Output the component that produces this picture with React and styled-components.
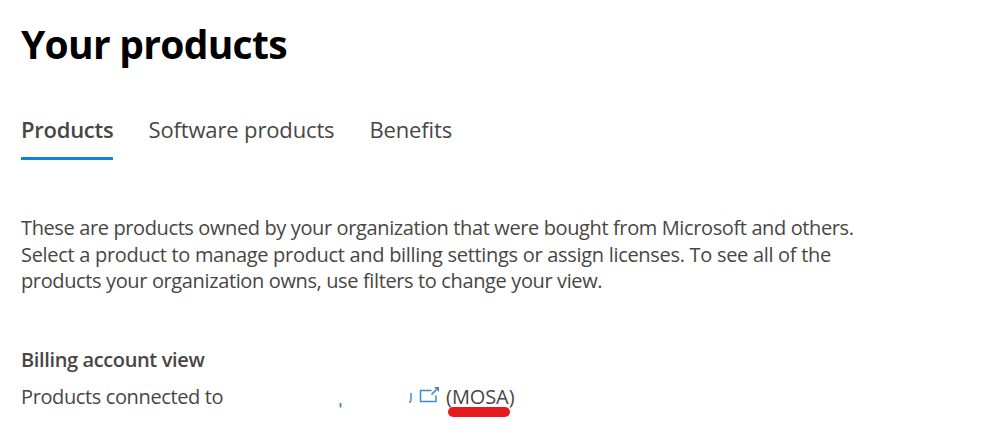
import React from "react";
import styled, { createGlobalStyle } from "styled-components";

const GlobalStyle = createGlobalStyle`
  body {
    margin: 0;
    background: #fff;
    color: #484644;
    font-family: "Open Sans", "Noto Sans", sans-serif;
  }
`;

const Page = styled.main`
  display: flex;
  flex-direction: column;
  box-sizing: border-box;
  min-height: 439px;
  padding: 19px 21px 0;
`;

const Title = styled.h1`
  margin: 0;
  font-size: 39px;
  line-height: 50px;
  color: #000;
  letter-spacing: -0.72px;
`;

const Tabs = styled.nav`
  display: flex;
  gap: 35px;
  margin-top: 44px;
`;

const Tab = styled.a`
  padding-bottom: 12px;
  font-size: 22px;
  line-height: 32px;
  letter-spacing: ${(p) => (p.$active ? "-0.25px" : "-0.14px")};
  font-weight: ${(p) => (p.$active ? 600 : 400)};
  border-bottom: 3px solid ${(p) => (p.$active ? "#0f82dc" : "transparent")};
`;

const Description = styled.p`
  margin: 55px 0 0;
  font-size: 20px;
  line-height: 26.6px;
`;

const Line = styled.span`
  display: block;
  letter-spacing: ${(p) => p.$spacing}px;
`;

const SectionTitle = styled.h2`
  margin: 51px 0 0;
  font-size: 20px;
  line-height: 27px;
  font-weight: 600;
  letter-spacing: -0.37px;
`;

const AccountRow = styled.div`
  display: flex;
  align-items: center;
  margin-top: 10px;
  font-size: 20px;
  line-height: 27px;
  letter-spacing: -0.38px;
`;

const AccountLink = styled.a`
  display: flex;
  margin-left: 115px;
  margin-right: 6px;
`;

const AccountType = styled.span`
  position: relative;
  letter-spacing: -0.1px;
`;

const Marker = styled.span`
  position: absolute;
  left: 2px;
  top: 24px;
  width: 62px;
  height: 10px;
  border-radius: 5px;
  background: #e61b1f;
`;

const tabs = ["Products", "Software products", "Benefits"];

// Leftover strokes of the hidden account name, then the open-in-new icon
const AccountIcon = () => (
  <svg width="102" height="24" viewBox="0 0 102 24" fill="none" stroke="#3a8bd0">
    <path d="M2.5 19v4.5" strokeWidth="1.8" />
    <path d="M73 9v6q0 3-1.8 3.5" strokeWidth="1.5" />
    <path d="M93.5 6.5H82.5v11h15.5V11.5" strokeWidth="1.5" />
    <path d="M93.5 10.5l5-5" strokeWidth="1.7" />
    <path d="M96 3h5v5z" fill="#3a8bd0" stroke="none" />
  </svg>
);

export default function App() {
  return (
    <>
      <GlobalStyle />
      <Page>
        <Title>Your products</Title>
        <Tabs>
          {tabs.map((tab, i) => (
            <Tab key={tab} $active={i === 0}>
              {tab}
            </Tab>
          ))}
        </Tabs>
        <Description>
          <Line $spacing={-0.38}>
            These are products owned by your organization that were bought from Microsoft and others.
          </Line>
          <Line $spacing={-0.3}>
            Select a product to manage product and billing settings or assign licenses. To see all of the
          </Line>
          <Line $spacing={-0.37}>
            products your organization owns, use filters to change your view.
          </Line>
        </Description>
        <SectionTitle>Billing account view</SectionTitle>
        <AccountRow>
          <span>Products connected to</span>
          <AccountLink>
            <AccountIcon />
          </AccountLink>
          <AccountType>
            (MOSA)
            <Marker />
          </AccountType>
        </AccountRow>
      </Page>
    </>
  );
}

*****

# What you should do
Write the listing out a second time exactly, dropping all images.

# Result of the exercise
Output the component that produces this picture with React and styled-components.
import React from "react";
import styled, { createGlobalStyle } from "styled-components";

const GlobalStyle = createGlobalStyle`
  body {
    margin: 0;
    background: #fff;
    color: #484644;
    font-family: "Open Sans", "Noto Sans", sans-serif;
  }
`;

const Page = styled.main`
  display: flex;
  flex-direction: column;
  box-sizing: border-box;
  min-height: 439px;
  padding: 19px 21px 0;
`;

const Title = styled.h1`
  margin: 0;
  font-size: 39px;
  line-height: 50px;
  color: #000;
  letter-spacing: -0.72px;
`;

const Tabs = styled.nav`
  display: flex;
  gap: 35px;
  margin-top: 44px;
`;

const Tab = styled.a`
  padding-bottom: 12px;
  font-size: 22px;
  line-height: 32px;
  letter-spacing: ${(p) => (p.$active ? "-0.25px" : "-0.14px")};
  font-weight: ${(p) => (p.$active ? 600 : 400)};
  border-bottom: 3px solid ${(p) => (p.$active ? "#0f82dc" : "transparent")};
`;

const Description = styled.p`
  margin: 55px 0 0;
  font-size: 20px;
  line-height: 26.6px;
`;

const Line = styled.span`
  display: block;
  letter-spacing: ${(p) => p.$spacing}px;
`;

const SectionTitle = styled.h2`
  margin: 51px 0 0;
  font-size: 20px;
  line-height: 27px;
  font-weight: 600;
  letter-spacing: -0.37px;
`;

const AccountRow = styled.div`
  display: flex;
  align-items: center;
  margin-top: 10px;
  font-size: 20px;
  line-height: 27px;
  letter-spacing: -0.38px;
`;

const AccountLink = styled.a`
  display: flex;
  margin-left: 115px;
  margin-right: 6px;
`;

const AccountType = styled.span`
  position: relative;
  letter-spacing: -0.1px;
`;

const Marker = styled.span`
  position: absolute;
  left: 2px;
  top: 24px;
  width: 62px;
  height: 10px;
  border-radius: 5px;
  background: #e61b1f;
`;

const tabs = ["Products", "Software products", "Benefits"];

// Leftover strokes of the hidden account name, then the open-in-new icon
const AccountIcon = () => (
  <svg width="102" height="24" viewBox="0 0 102 24" fill="none" stroke="#3a8bd0">
    <path d="M2.5 19v4.5" strokeWidth="1.8" />
    <path d="M73 9v6q0 3-1.8 3.5" strokeWidth="1.5" />
    <path d="M93.5 6.5H82.5v11h15.5V11.5" strokeWidth="1.5" />
    <path d="M93.5 10.5l5-5" strokeWidth="1.7" />
    <path d="M96 3h5v5z" fill="#3a8bd0" stroke="none" />
  </svg>
);

export default function App() {
  return (
    <>
      <GlobalStyle />
      <Page>
        <Title>Your products</Title>
        <Tabs>
          {tabs.map((tab, i) => (
            <Tab key={tab} $active={i === 0}>
              {tab}
            </Tab>
          ))}
        </Tabs>
        <Description>
          <Line $spacing={-0.38}>
            These are products owned by your organization that were bought from Microsoft and others.
          </Line>
          <Line $spacing={-0.3}>
            Select a product to manage product and billing settings or assign licenses. To see all of the
          </Line>
          <Line $spacing={-0.37}>
            products your organization owns, use filters to change your view.
          </Line>
        </Description>
        <SectionTitle>Billing account view</SectionTitle>
        <AccountRow>
          <span>Products connected to</span>
          <AccountLink>
            <AccountIcon />
          </AccountLink>
          <AccountType>
            (MOSA)
            <Marker />
          </AccountType>
        </AccountRow>
      </Page>
    </>
  );
}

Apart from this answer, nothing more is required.